PeRforation EVents During ENdovascular Therapy for Acute Ischemic Stroke (PREVENT) - Registry
A large, worldwide study called PREVENT is looking at a complication that can happen during a stroke treatment called thrombectomy. This complication is a perforation of a blood vessel. The investigators aim to: 1. Find what factors make this perforation more likely. 2. Understand why the perforation happens by looking closely at images taken during the procedure. 3. Create a simple way to classify these perforations to help doctors decide how to treat them right away. 4. Improve the emergent treatment of vessel perforation to stop the bleeding rapidly. 5. Provide data to guide decision whether thrombectomy should be continued or aborted after the event of vessel perforation. 6. Develop a safer way to perform thrombectomy. Investigators will compare the results collected for patients where perforation happened with those where perforation did not happen.

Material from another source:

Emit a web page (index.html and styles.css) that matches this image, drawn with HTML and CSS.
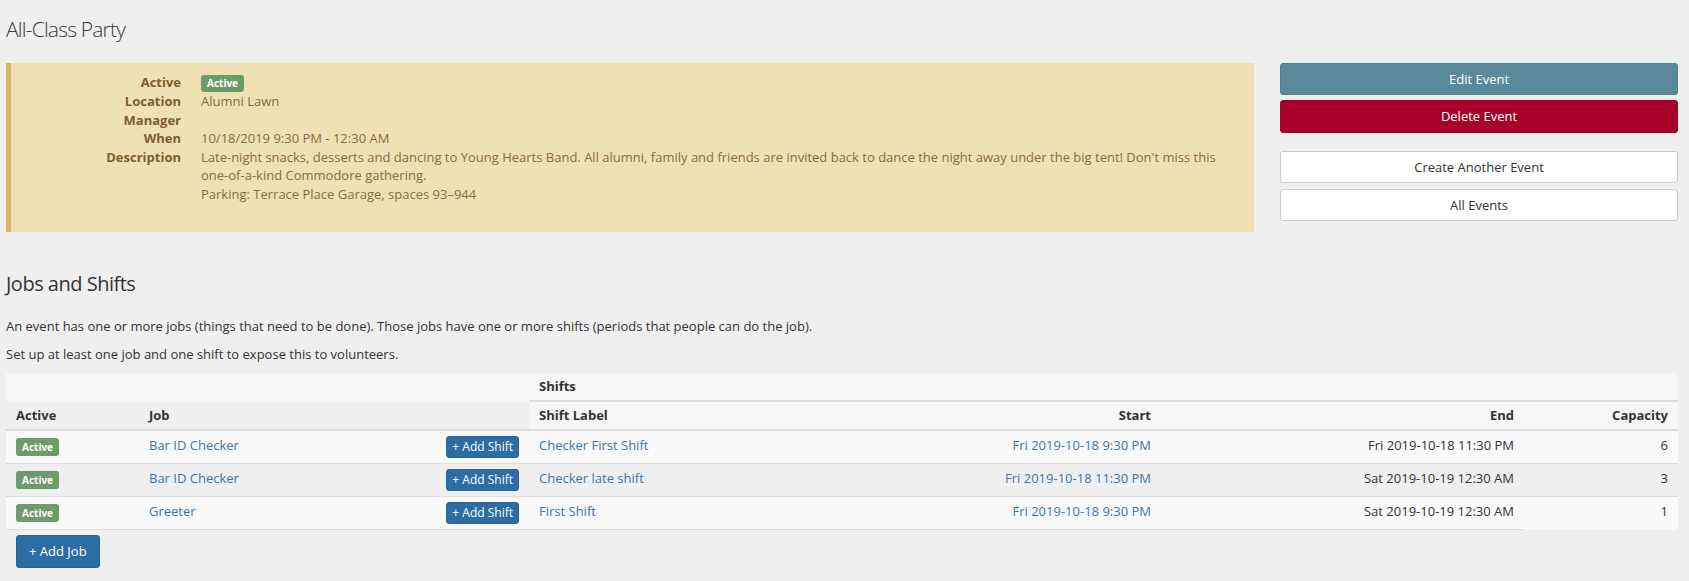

• Age ≥ 18 years at time of thrombectomy
• Acute ischemic stroke with occlusion of one or several intracranial arteries and subsequent thrombectomy.
• Target cohort: Occurrence of intracranial perforation during thrombectomy with evidence of contrast extravasation in at least one diagnostic angiography series.
• Comparison cohort: No perforation during thrombectomy. Every patient in the comparison group is matched to one patient in the target population. Matching will be carried out with respect to age, gender, participating center and location of the vascular occlusion.